Commemorative event on Sept 18 to mark 50 years of arrival of British Asians from Uganda to UK
The event is being organised in collaboration with British Ugandan Asians at 50, an initiative supported by the National Lottery Heritage Fund. Approximately 80,000 Ugandan Asians were impacted by the decision of the former Idi Amin regime of the African nation to expel them. (Credit: Wikimedia Commons)
Eastern Eye Staff
The British Asian Trust has announced that a national commemorative event marking the 50th anniversary of the arrival of British Asians from Uganda in the UK will be held at The Guildhall in London on September 18 .
The event is being organised in collaboration with British Ugandan Asians at 50, an initiative supported by the National Lottery Heritage Fund.
On August 4, 1972, some 60,000 Ugandan Asians were given 90 days’ notice to leave the country by former Ugandan president General Idi Amin.
Almost half arrived and settled in the UK thereafter.
The first evacuation flight organised by the UK government landed at Stansted Airport on September 18, 1972, carrying 193 passengers.
Sixteen temporary resettlement and reception camps were set up around the country with 63 voluntary sector organisations mobilised to provide humanitarian support for the evacuees.
Thousands of private individuals also volunteered, providing warm clothes, activities for children, English language teaching and other support. A specially formed body, the Uganda Resettlement Board, was established by the home office to co-ordinate these efforts.
Five decades later, British Ugandan Asians have excelled in many fields, from business and finance to politics, science, and the arts, integrating successfully and contributing to British society in multiple ways.

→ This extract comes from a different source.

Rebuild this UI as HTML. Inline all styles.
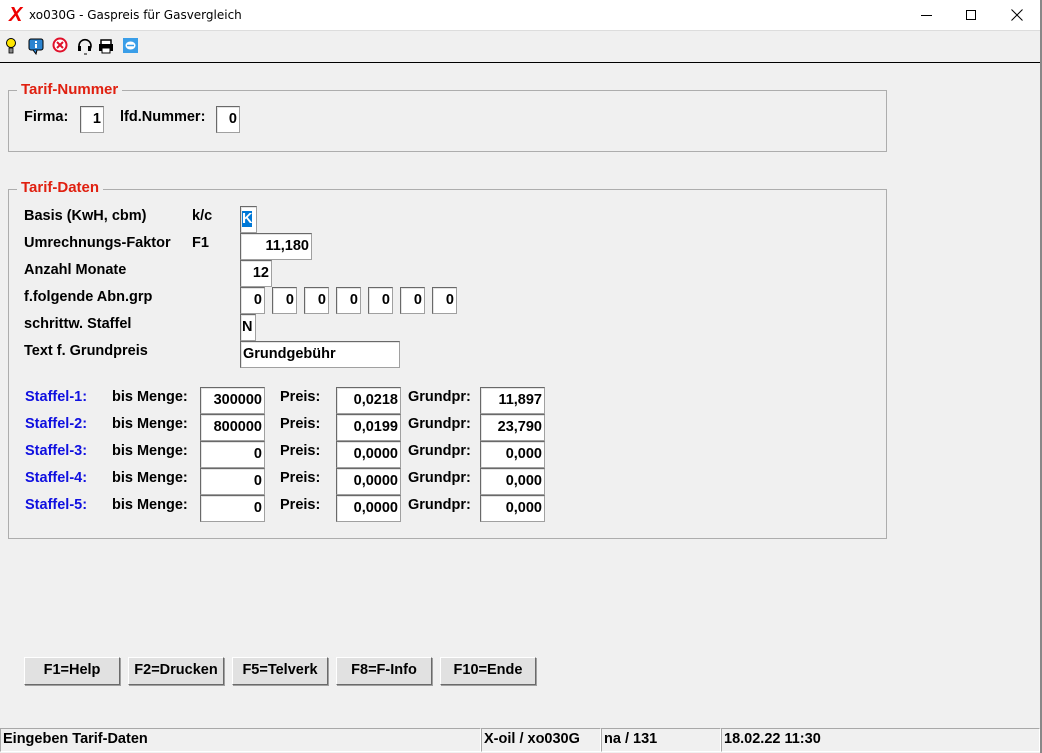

Ugandan born chair of The British Asian Trust, Lord Jitesh Gadhia, said, “The 50th Anniversary of the arrival of Ugandan Asians is a moment to express our community’s eternal gratitude to all those who supported us in our hour of need.
“British Ugandan Asians at 50, with funding from the National Lottery Heritage Fund, have been capturing the oral histories of the amazing volunteers who helped to welcome Asians fleeing from Uganda. The project has also recorded interviews with some of those who arrived in 1972 and went through the resettlement camps. Their stories are powerful and deeply moving, recounting the experiences of those who fled Uganda and transitioned to a new life in the UK.
“The stories of Ugandan Asians, and the generosity of spirit of the British people in welcoming them, are worthy of being captured properly for the benefit of current and future generations. This initiative could not be more timely, as the UK welcomes another generation of refugees from Afghanistan and Ukraine.”
Praful Patel, the sole surviving member of the Uganda Resettlement Board, which helped thousands of families in 1972, said, “British Ugandan Asians at 50 is delighted to be working with The British Asian Trust to mark this important milestone year, and to celebrate the outstanding achievements of the British Ugandan
Asian Community in the fields of business, culture and society at large since 1972.
“This is also a welcome opportunity to recognise the efforts of the Central Committee for the Welfare of Evacuees from Uganda (CCWEU) as well as individual volunteers, who worked with the UK government’s Uganda Resettlement Board to provide much needed support to those who were expelled from Uganda and arrived in Britain fifty years ago. We know that this event will be remembered fondly and with pride for many years to come.”